Similarly, Day defeated the Wolverines in 2019 in his first year on the job, but after losing to UM last November he is in danger of becoming the first Ohio State coach since John Cooper to lose to Michigan two years in a row.

In that way, OSU and UM coaches are not so different from their teams in that they face the challenge of proving their worth – or being exposed – every time the Buckeyes play the Wolverines. Woody’s reputation went downhill fast when he lost his last three games to UM (1976-78). Everyone knows about Cooper’s 2-10-1 record against the Wolverines. And Michigan fans try to forget the 2-11 combined record of Rich Rodriguez, Brady Hoke and Harbaugh.

Day recalled his first OSU press conference in 2019.

“My first year being the head coach here and one of the first things we started off the whole press conference was 'it comes down to this game and you’ve got to win every game after it,' " he said. “I get it.”

But that doesn’t mean he has to like it. Day appears weary of questioning what it would take to quiet disgruntled fans who want perfection. He knows he must win every game, but The Game is at another level. Victory is demanded, not expected. Some Ohio State fans, mostly older ones, so the number is dwindling, would accept a .500 season as long as the Buckeyes defeat the Wolverines. Some even would choose a Michigan win over a national championship.

No wonder Saturday’s game is something of a public polling of his Day’s four-year tenure. He is 30-0 against unranked opponents, but 2-2 in bowl games and 1-1 against Michigan. The New Hampshire native, who a minority of fans fret does not have bleed scarlet blood, can always win the little ones. Can he consistently win the big ones?

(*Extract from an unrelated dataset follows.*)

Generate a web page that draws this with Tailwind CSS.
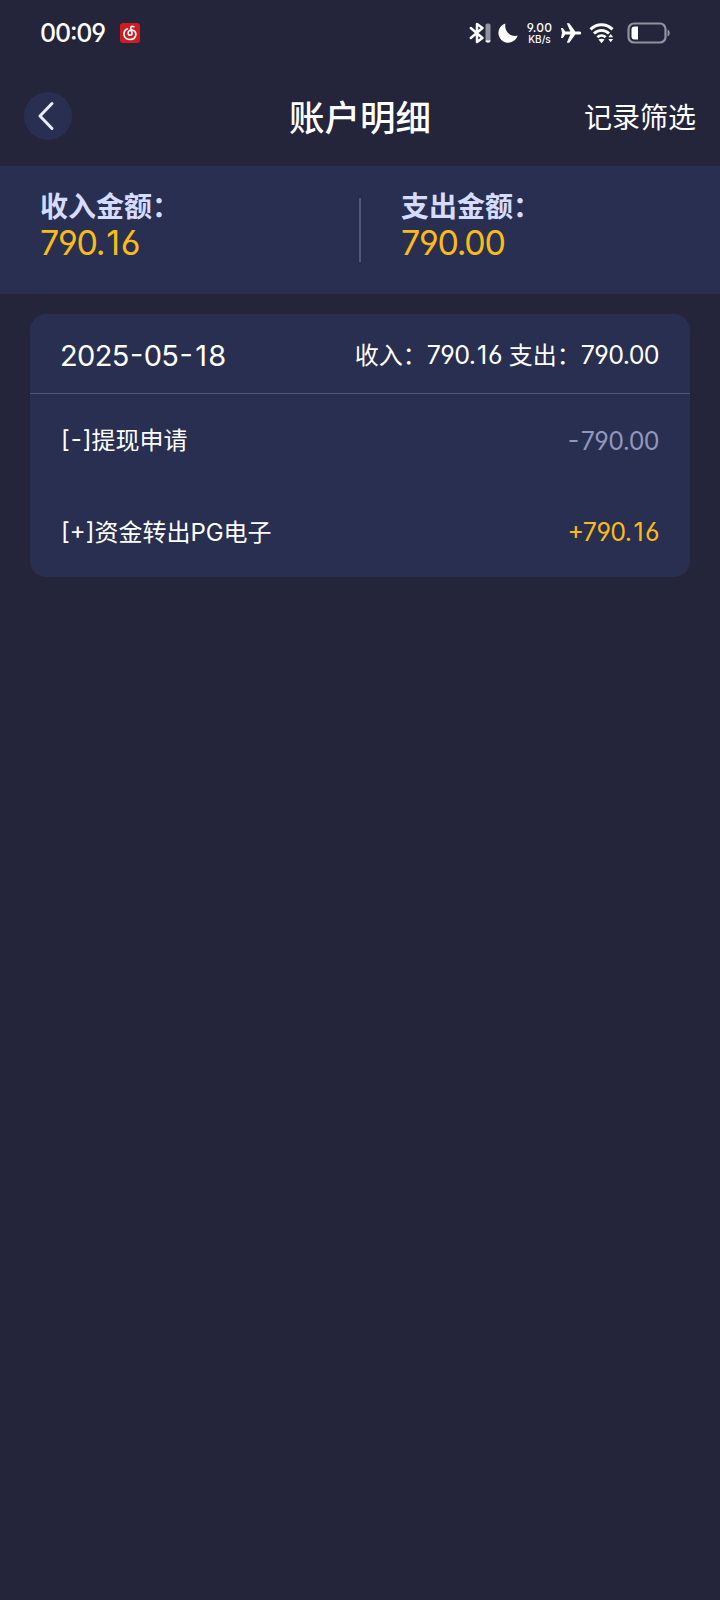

Day continues to insist he loves it at Ohio State and there is no reason to doubt him. On the other hand, where is he on the hate scale with Michigan?

“Any time you’re fighting tooth and nail to win the game, because of what’s on the line, there is friction at times,” he said. “That’s just the way it works.”

The friction intensifies on Saturday. Which team will prove its point? Will one be exposed? Either way, Buckeye Nation and M Go Blue can’t wait to rub it in.